|Sergeant Frank Wuterich (R) allegedly told marine to blame Iraqi soldiers for his ‘revenge’ killing of Iraqi civilians [AFP]|
A US soldier has told a military jury in California how his commander killed five Iraqi civilians in the western al-Anbar province in 2005 and then asked him to lie about it.
“I saw Sergeant Wuterich approach the bodies, he shot at them.“
– Sergeant Sanick Dela Cruz
At a trial stemming from one of the Iraq war’s most controversial episodes, Sergeant Sanick Dela Cruz testified on Wednesday, the third day of Staff Sergeant Frank Wuterich’s court martial.
Wuterich was Dela Cruz’s squad leader, who Dela Cruz said gunned down the Iraqis after they pulled up in a car near the scene of a bombing in which a US marine had died.
In all, 24 Iraqi civilians including women and children were killed in the revenge attacks – 19 in several houses along with the five men who pulled up in a car in the town of Haditha on November 19, 2005.
At the military trial in Camp Pendleton, California, Dela Cruz told prosecutor Lieutenant Colonel Sean Sullivan that he saw the men outside the car on the side of the road.
He testified that the Iraqis did not appear to have any weapons and were not making any quick moves toward the car. He said he then saw a man drop to the ground.
“That’s when I saw Staff Sergeant Wuterich kneeling with his gun aimed at the Iraqi. He was by the road holding the weapon in a firing position,” said Dela Cruz, demonstrating that position in the courtroom.

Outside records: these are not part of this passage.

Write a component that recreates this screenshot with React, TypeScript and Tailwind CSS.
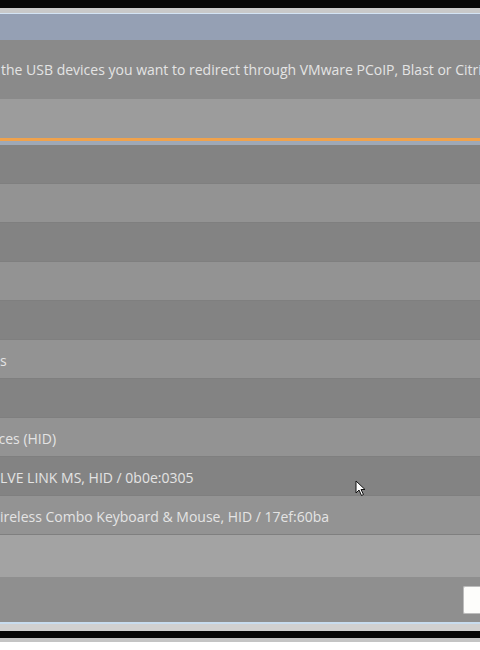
import React from "react";

const rows = [
  { text: "", light: false },
  { text: "", light: true },
  { text: "", light: false },
  { text: "", light: true },
  { text: "", light: false },
  { text: "s", light: true },
  { text: "", light: false },
  { text: "ices (HID)", light: true, shift: true },
  { text: "LVE LINK MS, HID / 0b0e:0305", light: false },
  { text: "ireless Combo Keyboard & Mouse, HID / 17ef:60ba", light: true },
];

const App = () => {
  return (
    <div
      className="relative w-[480px] h-[650px] overflow-hidden bg-white flex flex-col"
      style={{ fontFamily: '"Open Sans", "Noto Sans", sans-serif' }}
    >
      {/* window frame top */}
      <div className="h-[8px] bg-[#060606]" />
      <div className="h-[5px] bg-[#c9c9c9]" />
      <div className="h-[1px] bg-[#d4e4f4]" />
      {/* title bar */}
      <div className="h-[26px] bg-[#95a0b4]" />

      {/* description */}
      <div className="h-[59px] bg-[#8a8a8a] flex items-center overflow-hidden whitespace-nowrap">
        <span className="text-[14px] text-[#e4e4e4] pl-[1px]">
          the USB devices you want to redirect through VMware PCoIP, Blast or Citrix
        </span>
      </div>

      {/* header band */}
      <div className="h-[39px] bg-[#9c9c9c]" />
      <div className="h-[3px] bg-[#f0a24c]" />
      <div className="h-[4px] bg-[#9ea8b6]" />

      {/* device list */}
      <div className="flex flex-col">
        {rows.map((row, i) => (
          <div
            key={i}
            className={`h-[39px] flex items-center pt-[3px] overflow-hidden whitespace-nowrap border-b border-[#7f7f7f] ${
              row.light ? "bg-[#939393]" : "bg-[#838383]"
            }`}
          >
            <span
              className={`text-[14px] text-[#e4e4e4] ${row.shift ? "-ml-[5px]" : ""}`}
            >
              {row.text}
            </span>
          </div>
        ))}
      </div>
      <div className="h-[42px] bg-[#a3a3a3]" />

      {/* footer */}
      <div className="h-[45px] bg-[#8f8f8f] flex items-center justify-end">
        <div className="h-[28px] w-[17px] bg-[#fdfdfb] rounded-l-[2px] border border-r-0 border-[#bdbdbd]" />
      </div>

      {/* window frame bottom */}
      <div className="h-[2px] bg-[#c8dcee]" />
      <div className="h-[7px] bg-[#d0d0d0]" />
      <div className="h-[7px] bg-[#060606]" />
      <div className="h-[4px] bg-[#c4c4c4]" />
      <div className="flex-1 bg-white" />

      {/* mouse pointer over list */}
      <svg
        className="absolute left-[355px] top-[480px]"
        width="12"
        height="17"
        viewBox="0 0 12 17"
      >
        <path
          d="M1 1 L1 13 L4 10 L6.5 15.5 L8.5 14.5 L6 9.5 L10 9.5 Z"
          fill="#ffffff"
          stroke="#111111"
          strokeWidth="1"
          strokeLinejoin="round"
        />
      </svg>
    </div>
  );
};

export default App;
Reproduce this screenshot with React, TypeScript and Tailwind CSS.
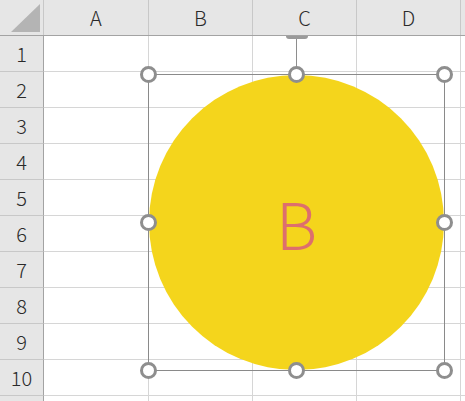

He said he could not recall how many gunshots he had heard. Dela Cruz also said that when he looked back in the direction of the car he did not see any of the men anymore.
“I run through there and crouched on the side of the vehicle. I saw four to five Iraqis dead near the trunk area of the car,” he said.
“I saw Sergeant Wuterich approach the bodies, he shot at them,” said Dela Cruz, adding that Wuterich went around to each corpse and shot it in the upper body from close range.
“Sergeant Wuterich approached me and told me if anyone asks, the Iraqis were running away from the car and the Iraqi army shot them,” Dela Cruz said.
Dela Cruz, a veteran of three combat deployments, said he later urinated on the mangled head of one of the bodies, adding that he was “regretful” of his actions.
“I was pissed, sir, about what happened (the bombing),” he said.
The Haditha victims included women and children who were shot dead at point-blank range. Six people were killed in one house, most shot in the head, including women and children huddled in a bedroom.
Seven other marines charged in the case have been exonerated through various legal rulings, fueling anger in Iraq, where authorities had pushed for US troops to be subject to Iraqi justice before the US pullout in December.
Defence lawyer Haytham Faraj questioned Dela Cruz’s credibility, contending that he had a record of lying numerous times to military investigators in Iraq about what had happened the day of the killings.
Faraj also argued that Dela Cruz signed statements “fed” to him by investigators, saying the government had “bought” Dela Cruz’s testimony by dismissing murder charges against him and granting him immunity.
Dela Cruz testified that he believed the squad was disciplined in general and also disciplined under fire. He told Faraj that he decided to tell the truth after speaking with a lawyer in Iraq in April 2006.
“My conscience is clean, sir,” he said.